Following allegations of inappropriate behaviour made on social media and in several newspapers, comedian and radio presenter Al Porter released a statement last week resigning from his position at Today FM and stepping aside from his role in this year’s Olympia Panto.
Today HotPress magazine have published an interview with the presenter and panto star, conducted by their contributing editor Olaf Tyaransen, just days before Porter's resignation.
During the course of the interview, Porter speaks about the topic of groping, his opinion on "trial by media" and the #MeToo movement.
Here are some excerpts from the interview:
On the dramatic spate of sex scandals:
“We’re at a watershed moment culturally where what is seen as decent and acceptable behaviour is going to change, but it is important that we note that this is the defining moment and, going forward, I think a lot of people are going to change their behaviour.”

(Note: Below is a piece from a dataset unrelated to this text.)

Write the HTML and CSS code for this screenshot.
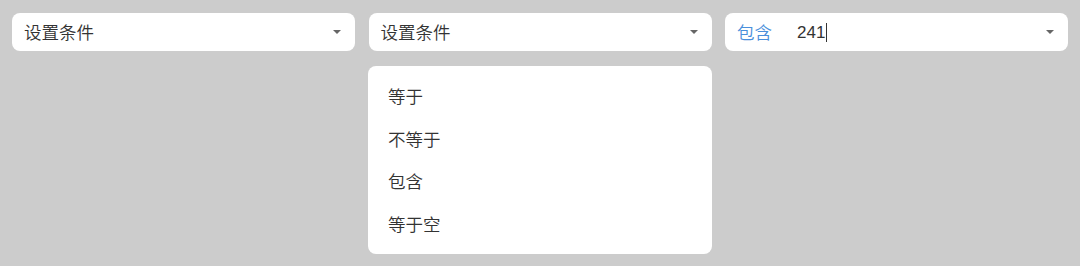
FILE: index.html
```html
<!DOCTYPE html>
<html lang="zh">
<head>
<meta charset="utf-8">
<link rel="stylesheet" href="styles.css">
</head>
<body>
<div class="row">
  <div class="col">
    <div class="select">
      <span class="value">设置条件</span>
      <span class="arrow"></span>
    </div>
  </div>
  <div class="col">
    <div class="select">
      <span class="value">设置条件</span>
      <span class="arrow"></span>
    </div>
    <ul class="menu">
      <li>等于</li>
      <li>不等于</li>
      <li>包含</li>
      <li>等于空</li>
    </ul>
  </div>
  <div class="col">
    <div class="select">
      <span class="tag">包含</span>
      <span class="value"><span class="num">241</span><span class="caret"></span></span>
      <span class="arrow"></span>
    </div>
  </div>
</div>
</body>
</html>
```
FILE: styles.css
```css
html, body {
  margin: 0;
  padding: 0;
  background: #cccccc;
  font-family: "Noto Sans CJK SC", "Noto Sans", sans-serif;
  color: #333333;
}
.row {
  display: flex;
  gap: 13.5px;
  padding: 13px 0 0 12px;
  align-items: flex-start;
}
.col {
  width: 343px;
  display: flex;
  flex-direction: column;
}
.select {
  height: 38px;
  background: #ffffff;
  border-radius: 8px;
  display: flex;
  align-items: center;
  padding: 0 12px;
  box-sizing: border-box;
  font-size: 17.5px;
  font-weight: 350;
}
.value {
  flex: 1;
  display: flex;
  align-items: center;
  line-height: 20px;
}
.num {
  font-family: "Liberation Sans", "Noto Sans CJK SC", sans-serif;
  font-weight: 400;
  font-size: 17px;
  position: relative;
  top: 1px;
}
.tag {
  color: #4a8fdb;
  margin-right: 25px;
  line-height: 20px;
}
.caret {
  display: inline-block;
  width: 1px;
  height: 19px;
  background: #333333;
  margin-left: 1px;
}
.arrow {
  width: 0;
  height: 0;
  border-left: 4px solid transparent;
  border-right: 4px solid transparent;
  border-top: 4px solid #666666;
  margin-right: 2px;
}
.menu {
  list-style: none;
  margin: 15px 0 0 0;
  padding: 9px 0;
  width: 344px;
  margin-left: -0.5px;
  background: #ffffff;
  border-radius: 8px;
  box-sizing: border-box;
}
.menu li {
  height: 42.5px;
  line-height: 42.5px;
  padding-left: 20px;
  font-size: 17.5px;
  font-weight: 350;
}
```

On groping someone against their consent:
“I don’t care how provocatively a woman dresses, or how late at night she arranged to have a business meeting with you. Or whether it was in your hotel room or not. If you’re grabbing her and she doesn’t want it, you’re in the wrong.”
On the general issue of ‘groping':
“I would hate to tar a comedian with that brush, but it is my experience that if you are in a gay bar, if I had a euro for every time I was grabbed or pulled or somebody laid a kiss on me and I wasn’t expecting it at all. That kinda thing happens for right or wrong.”

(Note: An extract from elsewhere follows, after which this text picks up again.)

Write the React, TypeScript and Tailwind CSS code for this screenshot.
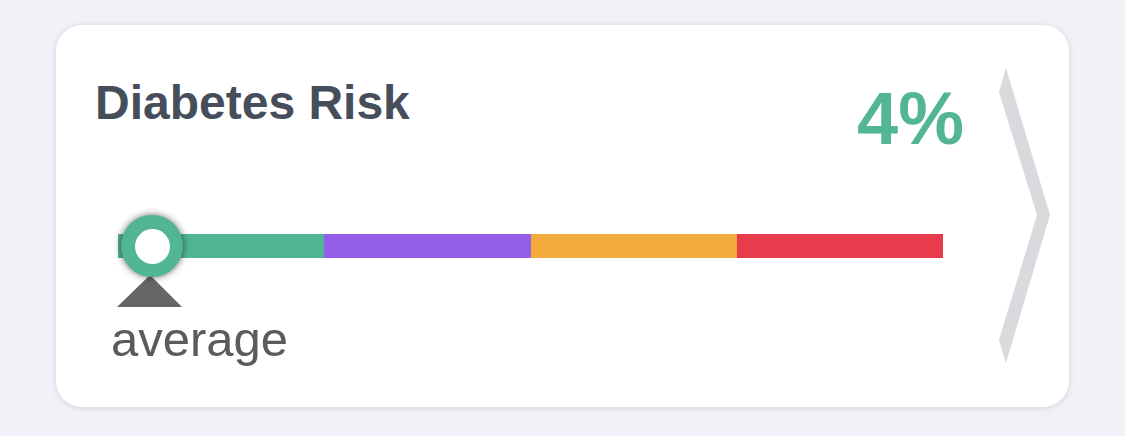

On why people should be reporting allegations to the police instead of running to the media:
“Trial by media isn’t a good thing. We also still have to rely on the fact that if you have been abused or assaulted you should be able to trust the Gardai´ to investigate it on your behalf and for justice to prevail.”
On the #Metoo drive:
“What I would be worried about is that #metoo drags people into that group that don’t belong in it. I know that might sound like I’m defending these people but I’m not. I’m just saying equally, actually victims of abuse have to use this moment to have their voice and to try and give a sober comment on it because there is no point getting caught up in hysteria either. Trial by media isn’t a good thing.” "I’m not trying to be apologetic for people who have behaved inappropriately in the past,” he adds, "but it’s important for people to know what was and wasn’t reciprocal, what was and wasn’t consensual.”

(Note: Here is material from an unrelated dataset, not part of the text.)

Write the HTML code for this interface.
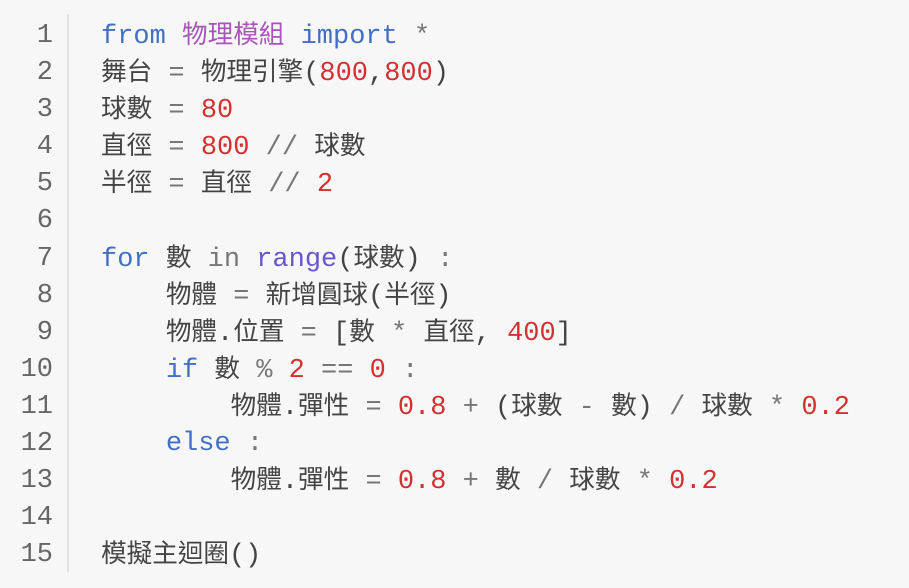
<!DOCTYPE html>
<html><head><meta charset="utf-8"><style>
body{margin:0;width:909px;height:585px;background:#f7f7f7;overflow:hidden;font-family:"Liberation Mono","Noto Sans CJK TC",monospace;font-size:27px;color:#444;}
.g{position:absolute;left:67px;top:14px;width:2px;height:558px;background:#e2e2e2;}
.l{position:absolute;left:0;height:37px;line-height:37px;white-space:pre;}
.n{position:absolute;left:0;width:53px;text-align:right;color:#666;}
.c{position:absolute;left:101px;}
i{font-style:normal;font-size:25.6px;}
.k{color:#4470c4}.m{color:#a855b8}.r{color:#d43030}.o{color:#777}.f{color:#6a55cc}
</style></head><body>
<div class="g"></div>
<div style="position:absolute;left:0;top:3px;width:909px;height:585px">
<div class="l" style="top:15px"><span class="n">1</span><span class="c"><span class="k">from</span> <span class="m"><i>物理模組</i></span> <span class="k">import</span> <span class="o">*</span></span></div>
<div class="l" style="top:52px"><span class="n">2</span><span class="c"><i>舞台</i> <span class="o">=</span> <i>物理引擎</i>(<span class="r">800</span>,<span class="r">800</span>)</span></div>
<div class="l" style="top:89px"><span class="n">3</span><span class="c"><i>球數</i> <span class="o">=</span> <span class="r">80</span></span></div>
<div class="l" style="top:126px"><span class="n">4</span><span class="c"><i>直徑</i> <span class="o">=</span> <span class="r">800</span> <span class="o">//</span> <i>球數</i></span></div>
<div class="l" style="top:163px"><span class="n">5</span><span class="c"><i>半徑</i> <span class="o">=</span> <i>直徑</i> <span class="o">//</span> <span class="r">2</span></span></div>
<div class="l" style="top:200px"><span class="n">6</span></div>
<div class="l" style="top:238px"><span class="n">7</span><span class="c"><span class="k">for</span> <i>數</i> <span class="o">in</span> <span class="f">range</span>(<i>球數</i>) <span class="o">:</span></span></div>
<div class="l" style="top:275px"><span class="n">8</span><span class="c">    <i>物體</i> <span class="o">=</span> <i>新增圓球</i>(<i>半徑</i>)</span></div>
<div class="l" style="top:312px"><span class="n">9</span><span class="c">    <i>物體</i>.<i>位置</i> <span class="o">=</span> [<i>數</i> <span class="o">*</span> <i>直徑</i>, <span class="r">400</span>]</span></div>
<div class="l" style="top:349px"><span class="n">10</span><span class="c">    <span class="k">if</span> <i>數</i> <span class="o">%</span> <span class="r">2</span> <span class="o">==</span> <span class="r">0</span> <span class="o">:</span></span></div>
<div class="l" style="top:386px"><span class="n">11</span><span class="c">        <i>物體</i>.<i>彈性</i> <span class="o">=</span> <span class="r">0.8</span> <span class="o">+</span> (<i>球數</i> <span class="o">-</span> <i>數</i>) <span class="o">/</span> <i>球數</i> <span class="o">*</span> <span class="r">0.2</span></span></div>
<div class="l" style="top:423px"><span class="n">12</span><span class="c">    <span class="k">else</span> <span class="o">:</span></span></div>
<div class="l" style="top:460px"><span class="n">13</span><span class="c">        <i>物體</i>.<i>彈性</i> <span class="o">=</span> <span class="r">0.8</span> <span class="o">+</span> <i>數</i> <span class="o">/</span> <i>球數</i> <span class="o">*</span> <span class="r">0.2</span></span></div>
<div class="l" style="top:497px"><span class="n">14</span></div>
<div class="l" style="top:534px"><span class="n">15</span><span class="c"><i>模擬主迴圈</i>()</span></div>
</div>
</body></html>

On the topic of Kevin Spacey:
“It’s not like I didn’t hear stories about Kevin Spacey,” he says. "I was over in London and three or four people told me stories about him, laughing, going, “Isn’t that mad?” This is before it all came out. “What is he like/what a divil” was the tone of what people were telling me.”
Meanwhile The Irish Times have said their interview with the comedian, published in their ‘It’s Christmas’ magazine today, was in advance of the allegations and it was too late to remove it from the print edition.